§ **Directions**
How many lines in the records below hold the string "React"? Please answer with the number and nothing more.

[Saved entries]
******************************
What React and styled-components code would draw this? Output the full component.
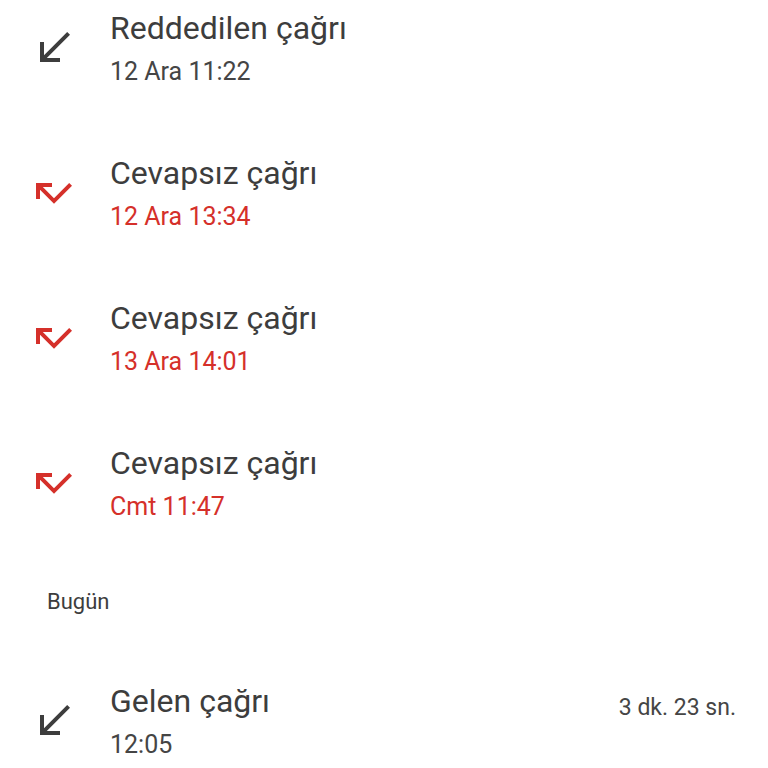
import React from "react";
import styled, { createGlobalStyle } from "styled-components";

const GlobalStyle = createGlobalStyle`
  body {
    margin: 0;
    background: #ffffff;
    font-family: Roboto, "Noto Sans", sans-serif;
  }
`;

const Colors = {
  text: "#3d3d3d",
  subText: "#454545",
  missed: "#d5302a",
};

// Styled Components
const Page = styled.div`
  width: 768px;
  height: 768px;
  overflow: hidden;
  background: #fff;
`;

const List = styled.div`
  display: flex;
  flex-direction: column;
  margin-top: -24px;
`;

const Row = styled.div`
  display: flex;
  align-items: center;
  height: 145px;
  padding: 0 32px 0 30px;
  box-sizing: border-box;
`;

const IconWrapper = styled.div`
  width: 48px;
  height: 48px;
  margin-right: 32px;
  margin-top: -2px;
  display: flex;
  align-items: center;
  justify-content: center;
  color: ${(p) => (p.$missed ? Colors.missed : Colors.text)};
`;

const TextBlock = styled.div`
  flex: 1;
  display: flex;
  flex-direction: column;
  gap: 6px;
`;

const Title = styled.div`
  font-size: 32px;
  line-height: 40px;
  color: ${Colors.text};
`;

const Subtitle = styled.div`
  font-size: 25px;
  line-height: 36px;
  color: ${(p) => (p.$missed ? Colors.missed : Colors.subText)};
`;

const Duration = styled.div`
  align-self: flex-start;
  margin-top: 44px;
  font-size: 23px;
  line-height: 30px;
  color: ${Colors.subText};
`;

const SectionHeader = styled.div`
  height: 93px;
  display: flex;
  align-items: center;
  padding-left: 47px;
  padding-bottom: 2px;
  box-sizing: border-box;
  font-size: 22px;
  color: ${Colors.text};
`;

const ReceivedIcon = () => (
  <svg width="48" height="48" viewBox="0 0 24 24" fill="currentColor">
    <path d="M20 5.41L18.59 4 7 15.59V9H5v10h10v-2H8.41z" />
  </svg>
);

const MissedIcon = () => (
  <svg width="48" height="48" viewBox="0 0 24 24" fill="currentColor">
    <path d="M19.59 7L12 14.59 6.41 9H11V7H3v8h2v-4.59l7 7 9-9z" />
  </svg>
);

const calls = [
  { type: "received", title: "Reddedilen çağrı", time: "12 Ara 11:22" },
  { type: "missed", title: "Cevapsız çağrı", time: "12 Ara 13:34" },
  { type: "missed", title: "Cevapsız çağrı", time: "13 Ara 14:01" },
  { type: "missed", title: "Cevapsız çağrı", time: "Cmt 11:47" },
];

const today = [
  { type: "received", title: "Gelen çağrı", time: "12:05", duration: "3 dk. 23 sn." },
];

const CallRow = ({ call }) => {
  const missed = call.type === "missed";
  return (
    <Row>
      <IconWrapper $missed={missed}>
        {missed ? <MissedIcon /> : <ReceivedIcon />}
      </IconWrapper>
      <TextBlock>
        <Title>{call.title}</Title>
        <Subtitle $missed={missed}>{call.time}</Subtitle>
      </TextBlock>
      {call.duration && <Duration>{call.duration}</Duration>}
    </Row>
  );
};

const App = () => {
  return (
    <Page>
      <GlobalStyle />
      <List>
        {calls.map((c, i) => (
          <CallRow key={i} call={c} />
        ))}
        <SectionHeader>Bugün</SectionHeader>
        {today.map((c, i) => (
          <CallRow key={i} call={c} />
        ))}
      </List>
    </Page>
  );
};

export default App;
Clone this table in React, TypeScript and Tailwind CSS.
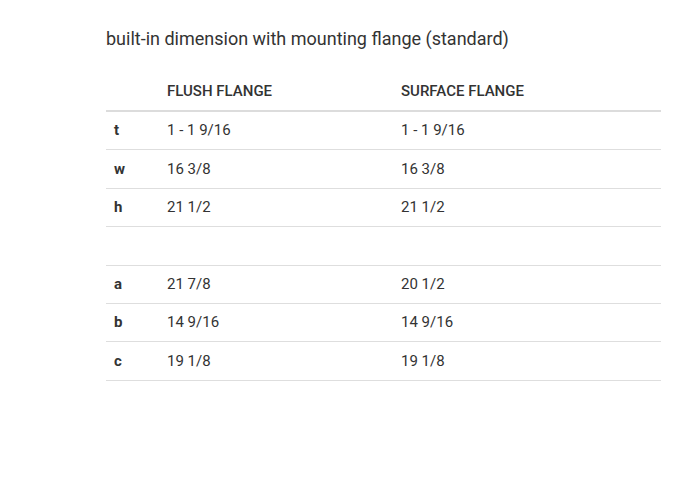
******************************
§ **Written solution**
3